SUPPLY
Underlying
the theory of supply are assumptions similar to those affecting
demand. Producers have information on products that will maximise
profits and they know how inputs can be combined to produce these
goods efficiently. Three factors determine the quantity of goods each
producer will supply:
- THE
AVAILABILITY AND COST OF LAND, LABOUR AND MANAGEMENT
More will be
produced as these become increasingly available and/or because of a
decrease in price.
- TECHNOLOGY
Improvements in
technology increase the supply of a good.
- EXAMPLE
New drainage
technology allows the use of previously waterlogged land.
For
land, relevant supply factors are house prices, legal controls on
land use, the size of the housing stock, construction costs and
construction techniques.
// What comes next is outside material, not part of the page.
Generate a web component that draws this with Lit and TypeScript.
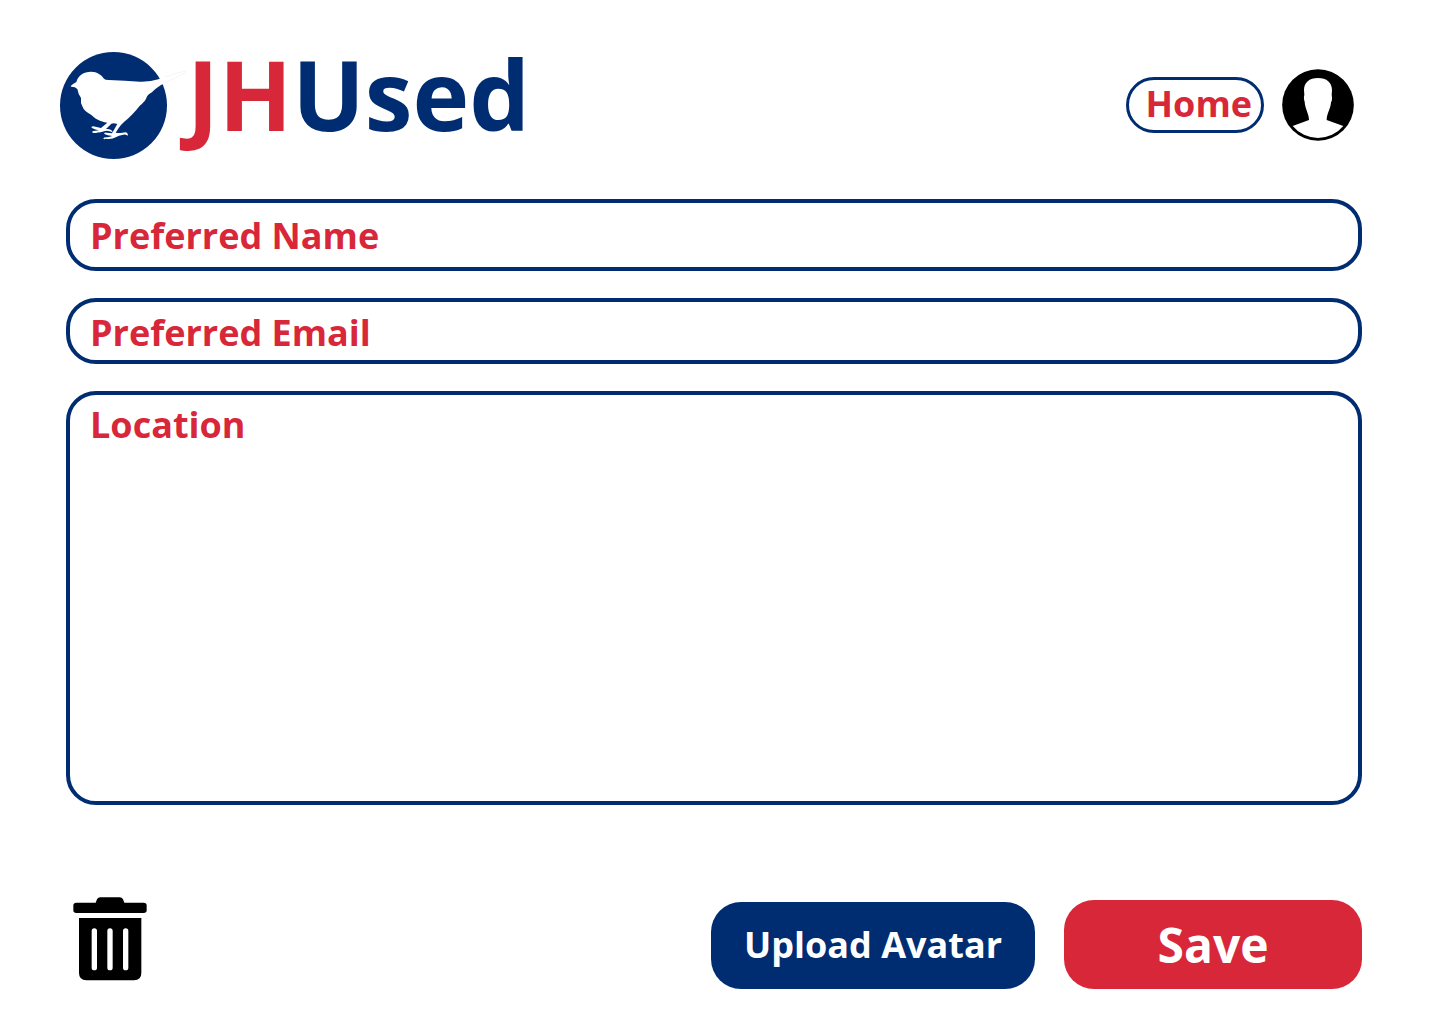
import { LitElement, html, css } from "lit";
import { customElement } from "lit/decorators.js";

@customElement("app-root")
export class AppRoot extends LitElement {
  static styles = css`
    :host {
      --navy: #002d72;
      --red: #d82739;
      box-sizing: border-box;
      min-height: 100vh;
      padding: 52px 78px 35px 66px;
      background: #fff;
      font-family: "Open Sans", "Noto Sans", sans-serif;
      font-weight: 700;
      font-size: 36px;
      line-height: 48px;
      display: flex;
      flex-direction: column;
    }
    * {
      box-sizing: border-box;
    }
    svg {
      display: block;
    }
    button,
    input,
    textarea {
      font: inherit;
      margin: 0;
      border: 0;
      background: none;
    }
    button {
      padding: 0;
      cursor: pointer;
    }
    .header {
      display: flex;
      justify-content: space-between;
      align-items: center;
      margin: 0 8px 40px -6px;
    }
    .brand {
      display: flex;
      align-items: center;
      height: 107px;
      text-decoration: none;
    }
    .title {
      margin: 0 0 24px;
      font-size: 96px;
      line-height: 130px;
      color: var(--navy);
    }
    .accent {
      color: var(--red);
    }
    .nav {
      display: flex;
      align-items: center;
      gap: 18px;
      margin-bottom: 2px;
    }
    .home {
      padding: 0 9px 2px 17px;
      border: 3px solid var(--navy);
      border-radius: 28px;
      color: var(--red);
      text-decoration: none;
    }
    .form {
      flex: 1;
      display: flex;
      flex-direction: column;
    }
    .fields {
      flex: 1;
      display: flex;
      flex-direction: column;
      gap: 27px;
    }
    .field {
      display: flex;
      gap: 16px;
      padding: 7px 20px 3px;
      border: 4px solid var(--navy);
      border-radius: 30px;
      color: var(--red);
      cursor: text;
    }
    .field.roomy {
      padding: 9px 20px 7px;
    }
    .field.area {
      flex: 1;
      padding: 6px 20px;
    }
    .control {
      flex: 1;
      min-width: 0;
      padding: 0;
      outline: none;
      resize: none;
      color: var(--navy);
    }
    .footer {
      display: flex;
      justify-content: space-between;
      align-items: flex-end;
      margin-top: 92px;
    }
    .trash {
      margin: 0 0 8px 7px;
    }
    .actions {
      display: flex;
      align-items: flex-end;
      gap: 29px;
    }
    .action {
      border-radius: 30px;
      color: #fff;
    }
    .upload {
      padding: 19px 33px 20px;
      background: var(--navy);
    }
    .save {
      min-width: 298px;
      padding: 12px 24px;
      font-size: 48px;
      line-height: 65px;
      background: var(--red);
    }
  `;

  private bird() {
    return html`<svg width="127" height="107" viewBox="30 21 381 321" aria-hidden="true">
      <circle cx="190.5" cy="181.5" r="160.5" fill="#002d72" />
      <path
        fill="#fff"
        d="M62 123 Q70 115 79 111 C84 92 101 80 123 80 C142 80 155 90 162 101 Q165 105 176 105 Q225 107 270 110 Q300 111 328 102 Q365 87 406 78 Q410 80 405 84 Q370 104 339 117 C322 126 314 134 306 142 Q292 149 290 157 C284 172 276 176 268 184 C256 200 240 217 222 231 Q212 240 206 249 L197 263 C207 266 218 263 227 262 Q235 264 233 272 Q224 266 217 270 Q206 272 199 276 Q184 285 165 281 Q162 285 160 280 Q163 275 174 277 L187 273 Q172 272 163 267 Q161 261 170 263 L186 265 L202 237 Q190 233 184 236 Q174 246 168 252 C176 251 186 253 188 262 Q176 256 165 258 Q150 263 146 262 Q138 266 128 263 Q124 259 131 258 L147 256 Q136 254 126 249 Q121 244 130 244 L153 249 L172 233 C150 230 135 220 123 209 Q102 199 97 184 Q91 174 93 159 Q85 149 82 132 Q76 125 64 125 Z"
      />
      <path fill="none" stroke="#f0f0f0" stroke-width="2" d="M345 96 Q380 83 407 78 Q409 81 400 86 Q370 103 345 113" />
    </svg>`;
  }

  private avatar() {
    return html`<svg width="72" height="72" viewBox="0 0 216 216" aria-hidden="true">
      <circle cx="108" cy="108" r="107.5" />
      <path
        fill="#fff"
        d="M108 27 C134 27 150 41 150 63 L149 78 Q152 92 147 100 C146 120 134 134 134 153 L184 171 A98.5 98.5 0 0 1 32 171 L81 153 C81 134 69 120 68 98 Q64 88 67 78 L66 63 C66 41 82 27 108 27 Z"
      />
    </svg>`;
  }

  private trash() {
    return html`<svg width="74" height="84" viewBox="39 21 222 252" aria-hidden="true">
      <path d="M49 38 H107 L111 28 Q114 22 121 22 H179 Q186 22 189 28 L193 38 H251 Q260 38 260 46 V61 Q260 69 251 69 H49 Q40 69 40 61 V46 Q40 38 49 38 Z" />
      <path d="M57 84 H244 V249 Q244 271 222 271 H79 Q57 271 57 249 Z" />
      <path d="M103 123 V233 M150 123 V233 M197 123 V233" stroke="#fff" stroke-width="16" stroke-linecap="round" />
    </svg>`;
  }

  render() {
    return html`
      <header class="header">
        <a class="brand" href="#" aria-label="JHUsed">
          ${this.bird()}
          <h1 class="title"><span class="accent">JH</span>Used</h1>
        </a>
        <nav class="nav">
          <a class="home" href="#">Home</a>
          <button type="button" aria-label="Profile">${this.avatar()}</button>
        </nav>
      </header>
      <form class="form">
        <div class="fields">
          <label class="field roomy">Preferred Name<input class="control" type="text" name="name" /></label>
          <label class="field">Preferred Email<input class="control" type="email" name="email" /></label>
          <label class="field area">Location<textarea class="control" name="location"></textarea></label>
        </div>
        <div class="footer">
          <button class="trash" type="button" aria-label="Delete">${this.trash()}</button>
          <div class="actions">
            <button class="action upload" type="button">Upload Avatar</button>
            <button class="action save" type="button">Save</button>
          </div>
        </div>
      </form>
    `;
  }
}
A supply schedule illustrates the
relationship between the quantity of a good that an individual or
groups of suppliers is/are able and willing to produce at various
prices within a given period.
As
with the demand schedule,
the supply schedule assumes that the only determinant of
supply that changes is price. The remaining determinants of supply,
production techniques, cost of inputs, the price of related goods and
the expected future price of the good are held constant. An increase
in the price of a particular good means that suppliers will increase
their income by producing more of that good and less of others. The
shape of the curve is a mirror reverse of the demand curve.